Occasionally, cinema offers an image so provocative, it burns right through the screen. In the 1947 classic Black Narcissus it’s the sight of a pair of lips being painted in garish red. They belong to Ruth (an electric Kathleen Byron), a nun who has rejected her vows in favour of lust and madness. Her habit has been traded for a bewitching, crimson-coloured dress. Her hair is pristinely coiffed. But she looks pale and feverish, a sign either of infection or demonic possession.

One of the great gifts of Michael Powell and Eric Pressburger, known as The Archers, was their ability to encapsulate each film in a single image. In 1948’s The Red Shoes, it’s the moment Moira Shearer’s ballet dancer clasps the side of her head in wild, sweaty desperation – she’s a woman torn between love and art. All of Black Narcissus can be contained within Ruth’s lipstick tube, with its exotic promises of sexual liberation. Today, the film plays as a gorgeous, scintillating melodrama. But for Britain in the late Forties, rife with repression and postwar trauma, it was nothing less than explosive.
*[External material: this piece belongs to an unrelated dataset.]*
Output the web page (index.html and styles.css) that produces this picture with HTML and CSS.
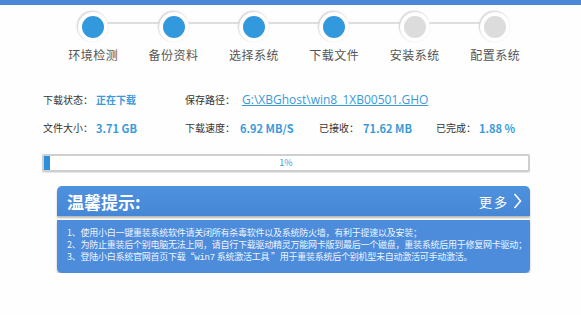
FILE: index.html
```html
<!DOCTYPE html>
<html lang="zh-CN">
<head>
  <meta charset="utf-8">
  <link rel="stylesheet" href="styles.css">
</head>
<body>

<div class="topbar"></div>

<ul class="steps">
  <li class="step done"><span class="dot"></span><span class="stepT">环境检测</span></li>
  <li class="step done"><span class="dot"></span><span class="stepT">备份资料</span></li>
  <li class="step done"><span class="dot"></span><span class="stepT">选择系统</span></li>
  <li class="step done"><span class="dot"></span><span class="stepT">下载文件</span></li>
  <li class="step"><span class="dot"></span><span class="stepT">安装系统</span></li>
  <li class="step"><span class="dot"></span><span class="stepT">配置系统</span></li>
</ul>

<div class="info">
  <span class="lab">下载状态：</span><span class="val">正在下载</span>
  <span class="lab">保存路径：</span><a class="path" href="#">G:\XBGhost\win8_1XB00501.GHO</a>

  <span class="lab">文件大小：</span><span class="val num">3.71 GB</span>
  <span class="lab">下载速度：</span><span class="val num">6.92 MB/S</span>
  <span class="lab">已接收：</span><span class="val num">71.62 MB</span>
  <span class="lab">已完成：</span><span class="val num">1.88 %</span>
</div>

<div class="bar">
  <div class="barFill" style="width: 1%"></div>
  <span class="barT">1%</span>
</div>

<div class="tips">
  <div class="tipsHead">
    <span class="tipsTitle">温馨提示:</span>
    <a class="more" href="#">更多
      <svg width="9" height="16" viewBox="0 0 9 16"><path d="M1.5 1 L7.5 8 L1.5 15" fill="none" stroke="#fff" stroke-width="1.6"/></svg>
    </a>
  </div>
  <div class="tipsBody">
    <p>1、使用小白一键重装系统软件请关闭所有杀毒软件以及系统防火墙，有利于提速以及安装；</p>
    <p>2、为防止重装后个别电脑无法上网，请自行下载驱动精灵万能网卡版到最后一个磁盘，重装系统后用于修复网卡驱动；</p>
    <p>3、登陆小白系统官网首页下载“<span class="mono">win7</span> 系统激活工具 ”用于重装系统后个别机型未自动激活可手动激活。</p>
  </div>
</div>

</body>
</html>
```

FILE: styles.css
```css
body {
  margin: 0;
  background: #fefefe;
  font-family: "Noto Sans CJK SC", "Noto Sans", sans-serif;
  color: #333;
  overflow: hidden;
}

.topbar {
  height: 5px;
  background: #4a87d6;
}

.steps {
  position: relative;
  display: flex;
  list-style: none;
  margin: 0;
  padding: 7px 0 0 53px;
}

/* 灰色連接線 */
.steps::before {
  content: "";
  position: absolute;
  left: 100px;
  width: 390px;
  top: 17px;
  height: 2px;
  background: #dedede;
}

.step {
  width: 80.4px;
  display: flex;
  flex-direction: column;
  align-items: center;
  position: relative;
}

.dot {
  width: 22px;
  height: 22px;
  border-radius: 50%;
  background: #dcdcdc;
  border: 4px solid #fff;
  box-shadow: -1px -1px 2px #cfcfcf, 0 0 1px #e0e0e0;
}

.done .dot {
  background: #3399dd;
}

.stepT {
  margin-top: 5px;
  font-size: 12px;
  line-height: 16px;
  color: #555;
  letter-spacing: 0.5px;
}

.info {
  display: grid;
  grid-template-columns: 53px 89px 55px 79px 44px 73px 43px auto;
  row-gap: 12px;
  padding: 29px 0 0 43px;
  font-size: 10px;
  line-height: 16px;
  white-space: nowrap;
}

.lab {
  color: #333;
}

.val {
  color: #3a9ad9;
  font-weight: bold;
}

.num {
  font-size: 11px;
}

.path {
  grid-column: 4 / span 5;
  color: #3a9ad9;
  font-family: "Open Sans", sans-serif;
  font-size: 12px;
  margin-left: 2px;
}

.bar {
  position: relative;
  margin: 18px 0 0 42px;
  width: 484px;
  height: 14px;
  border: 2px solid #cfcfcf;
  border-radius: 2px;
  background: #fff;
  box-shadow: 0 1px 1px #e5e5e5;
}

.barFill {
  height: 100%;
  min-width: 6px;
  background: #2e8fdc;
}

.barT {
  position: absolute;
  left: 0;
  right: 0;
  top: 0;
  text-align: center;
  font-size: 9px;
  line-height: 14px;
  color: #3a9ad9;
}

.tips {
  margin: 14px 0 0 57px;
  width: 473px;
}

.tipsHead {
  display: flex;
  justify-content: space-between;
  align-items: center;
  height: 30px;
  padding: 0 8px 0 10px;
  background: linear-gradient(#4e92de, #4686d6);
  border-radius: 5px 5px 0 0;
  box-shadow: 0 2px 2px #b8b8b8;
}

.tipsTitle {
  color: #fff;
  font-size: 17px;
  font-weight: bold;
}

.more {
  display: flex;
  align-items: center;
  gap: 4px;
  color: #fff;
  text-decoration: none;
  font-size: 13px;
  letter-spacing: 2px;
}

.tipsBody {
  margin-top: 4px;
  padding: 7px 4px 9px 10px;
  background: #4c8cdb;
  border-radius: 0 0 5px 5px;
  box-shadow: 0 2px 2px #b0b0b0;
  color: #eef4ff;
  font-size: 9px;
  line-height: 12px;
  white-space: nowrap;
  letter-spacing: -0.25px;
}

.tipsBody p {
  margin: 0;
}

.mono {
  font-family: "Liberation Mono", monospace;
}
```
Based on a novel by Rumer Godden, the film follows a handful of Anglican nuns on an abortive mission to found a convent high up in the Himalayas, in a palace once used to house the local ruler’s harem. Powell, who did the majority of the directing, chose not to film on location in India, but at London’s Pinewood Studios, with a handful of scenes shot in the west Sussex garden of an Indian army retiree. Matt paintings were used instead, meaning the mountain ranges were all rendered on large sheets of glass. Still, Powell received letters from people who were convinced they’d travelled to the exact locations in the film.